Reduction in Higher Rate of Capital Gains Tax (CGT)

In a bid to stimulate the property market, the Chancellor announced a reduction in the higher rate of Capital Gains Tax (CGT) for residential property disposals. Effective from 6th April 2024, the rate will be lowered from 28% to 24%, providing property owners with increased incentives for investment and disposal.

Abolition of Furnished Holiday Lettings Tax Regime

From 6th April 2025, the Furnished Holiday Lettings tax regime will be abolished.
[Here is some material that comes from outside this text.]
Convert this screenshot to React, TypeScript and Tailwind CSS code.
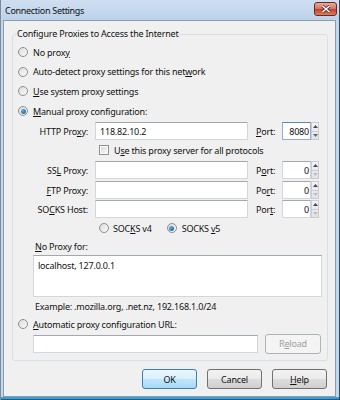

This move aims to simplify the tax system and remove complexities associated with the taxation of holiday let properties, providing clarity and transparency for property owners and investors.

Adjustment of Value Added Tax (VAT) Thresholds

The Chancellor announced adjustments to the Value Added Tax (VAT) registration thresholds, with the threshold rising from £85,000 to £90,000 from 1st April 2024. Additionally, the deregistration threshold will increase from £83,000 to £88,000. These changes aim to alleviate the administrative burden on small businesses and provide them with greater flexibility in managing their VAT obligations.

Replacement of Non-UK Domicile Rules

In a significant reform, the Chancellor announced the replacement of the non-UK domicile rules with a regime based on residence, effective from 6th April 2025. This overhaul aims to simplify the tax system for non-UK domiciled individuals, providing clarity and certainty regarding their tax obligations.

The Spring Budget 2024 unveiled by the Chancellor brings forth a series of measures aimed at stimulating economic growth, supporting families, and simplifying the tax system. With reductions in National Insurance Contributions, reforms to the High Income Child Benefit Charge, and adjustments to various tax thresholds, the government seeks to create a more conducive environment for individuals and businesses to thrive. As these policies come into effect, their impact on the economy and society at large will become increasingly apparent, shaping the landscape of the UK’s fiscal future.